Figure 3: Micro and small enterprise spend by service and provider type, 2022

Figure 3: Micro and small enterprise spend by service and provider type, 2022

Uncertainty #7: The IoT opportunity

Some operators and vendors assume that IoT will be a massive source of new growth for telecoms operators. For example, Huawei has been quoted as saying that by 2025 operators will earn 20% of their revenue from IoT. The GSMA has said that IoT will be a USD1.1 trillion revenue opportunity for telecoms operators by 2025 , which is around USD200 billion larger than the mobile industry.

However, other telecoms industry stakeholders have largely ignored the IoT opportunity for telecoms operators. For example, equity research analysts are only now starting to consider IoT in their valuation models.

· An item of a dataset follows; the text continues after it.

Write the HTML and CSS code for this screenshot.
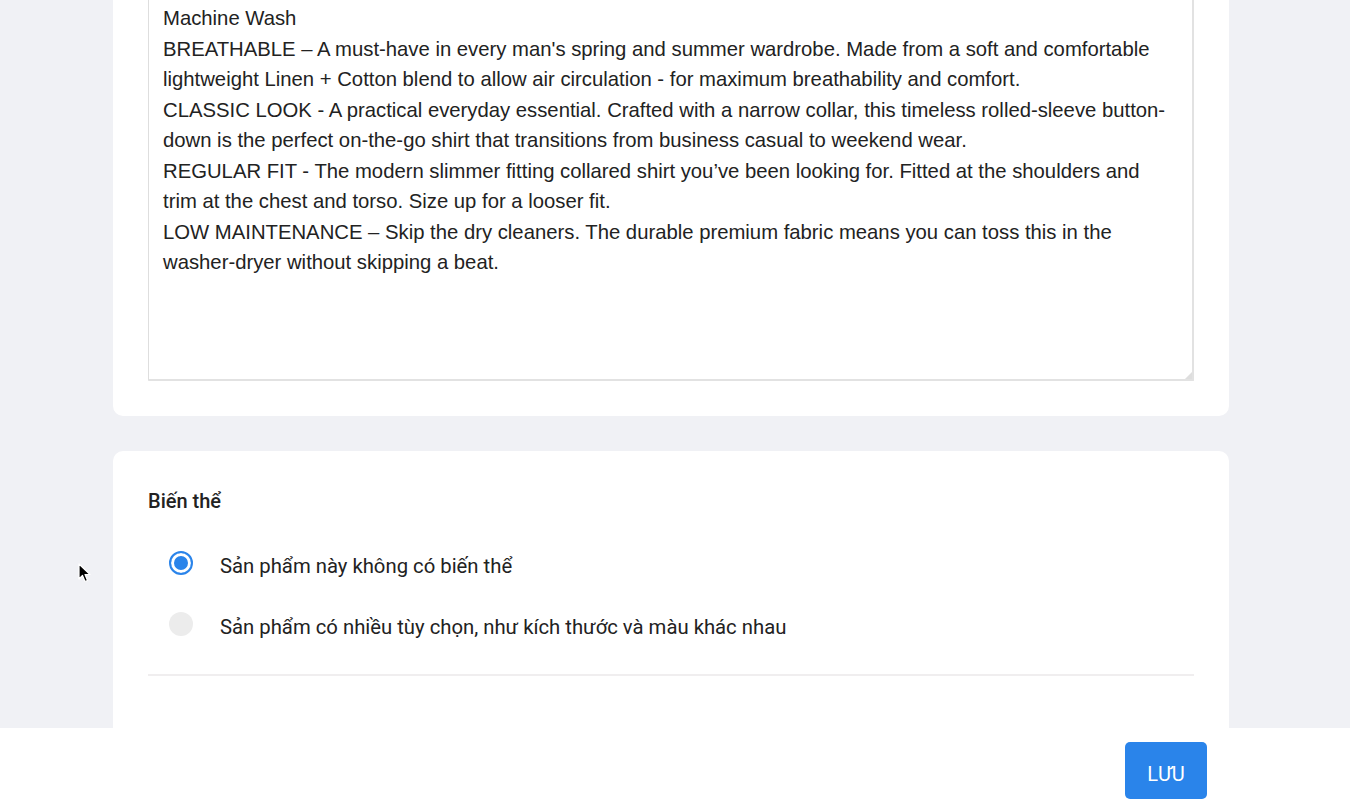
FILE: index.html
```html
<!DOCTYPE html>
<html lang="vi">
<head>
<meta charset="utf-8">
<link rel="stylesheet" href="styles.css">
</head>
<body>
<main class="page">
  <section class="card card-desc">
    <div class="desc-wrap">
      <textarea class="desc" spellcheck="false">Machine Wash
BREATHABLE – A must-have in every man's spring and summer wardrobe. Made from a soft and comfortable lightweight Linen + Cotton blend to allow air circulation - for maximum breathability and comfort.
CLASSIC LOOK - A practical everyday essential. Crafted with a narrow collar, this timeless rolled-sleeve button-down is the perfect on-the-go shirt that transitions from business casual to weekend wear.
REGULAR FIT - The modern slimmer fitting collared shirt you’ve been looking for. Fitted at the shoulders and trim at the chest and torso. Size up for a looser fit.
LOW MAINTENANCE – Skip the dry cleaners. The durable premium fabric means you can toss this in the washer-dryer without skipping a beat.</textarea>
    </div>
  </section>
  <section class="card card-variant">
    <h2 class="title">Biến thể</h2>
    <div class="options">
      <label class="option">
        <span class="radio checked"></span>
        <span class="label">Sản phẩm này không có biến thể</span>
      </label>
      <label class="option">
        <span class="radio"></span>
        <span class="label">Sản phẩm có nhiều tùy chọn, như kích thước và màu khác nhau</span>
      </label>
    </div>
    <div class="divider"></div>
  </section>
</main>
<footer class="footer">
  <button class="save">LƯU</button>
</footer>
<svg class="cursor" width="14" height="22" viewBox="0 0 14 22"><path d="M1 1 L1 16 L4.5 12.5 L7 18.5 L9.5 17.5 L7 11.5 L12 11.5 Z" fill="#000" stroke="#fff" stroke-width="1.2" stroke-linejoin="round"/></svg>
</body>
</html>
```
FILE: styles.css
```css
* { box-sizing: border-box; }
html, body { margin: 0; padding: 0; }
body {
  background: #f0f1f5;
  font-family: "Liberation Sans", Arial, sans-serif;
  color: #222;
  overflow: hidden;
}
.page {
  width: 1116px;
  margin: -60px 0 0 113px;
  display: flex;
  flex-direction: column;
  gap: 35px;
}
.card {
  background: #fff;
  border-radius: 10px;
  padding: 35px;
}
.desc-wrap {
  position: relative;
}
.desc-wrap::after {
  content: "";
  position: absolute;
  right: 2px;
  bottom: 2px;
  width: 0;
  height: 0;
  border-style: solid;
  border-width: 0 0 7px 7px;
  border-color: transparent transparent #dedede transparent;
}
.desc {
  display: block;
  width: 100%;
  height: 406px;
  border: 1px solid #dedede;
  border-right: 2px solid #e2e2e2;
  border-bottom: 2px solid #e2e2e2;
  border-radius: 1px;
  padding: 27px 14px 0 14px;
  font-family: "Liberation Sans", Arial, sans-serif;
  font-size: 20.3px;
  line-height: 30.5px;
  color: #222;
  resize: none;
  overflow: hidden;
  outline: none;
  background: #fff;
}
.card-variant { padding-bottom: 160px; }
.title {
  margin: 0;
  font-family: Roboto, "Noto Sans", sans-serif;
  font-weight: 500;
  font-size: 20px;
  line-height: 30px;
  color: #222;
}
.options {
  margin-top: 19px;
  display: flex;
  flex-direction: column;
}
.option {
  height: 61px;
  display: flex;
  align-items: center;
  padding-left: 21px;
}
.radio {
  width: 24px;
  height: 24px;
  border-radius: 50%;
  background: #ececec;
  flex: none;
  margin-top: -6px;
}
.radio.checked {
  background: #fff;
  border: 2px solid #2a84ea;
  box-shadow: inset 0 0 0 3px #fff, inset 0 0 0 10px #2a84ea;
}
.label {
  margin-left: 27px;
  font-family: Roboto, "Noto Sans", sans-serif;
  font-size: 20.3px;
  color: #222;
}
.divider {
  margin-top: 17px;
  height: 2px;
  background: #f0eeef;
}
.footer {
  position: fixed;
  left: 0;
  right: 0;
  bottom: 0;
  height: 82px;
  background: #fff;
  display: flex;
  justify-content: flex-end;
  align-items: flex-start;
  padding: 14px 143px 0 0;
}
.save {
  width: 82px;
  height: 57px;
  border: none;
  border-radius: 5px;
  background: #2a84ea;
  color: #fff;
  font-family: Roboto, "Noto Sans", sans-serif;
  font-size: 20px;
  padding: 6px 0 0;
}
.cursor {
  position: fixed;
  left: 78px;
  top: 563px;
}
```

Figure 4: IoT revenue and as a share of total revenue, by operator, 2017

Figure 4: IoT revenue and as a share of total revenue, by operator, 2017

For the operators that report IoT revenue, IoT revenue accounts for between 0.4% and 1.6% of total revenue and is growing at around 15% a year. Our longer-term expectation is that operators can realistically expect 3% of revenue from IoT, and some will achieve 5% or higher. These figures will not transform what an operator is (in the way that the GSMA or Huawei figures would suggest), but it could more than counter any decline in the legacy business. The importance of IoT is a matter of perspective.

The support that vendors can provide to operators will vary significantly by operator, but almost all need assistance that goes beyond technology and includes help understanding the needs of different vertical markets, support with standards, partnership management and to build the business case.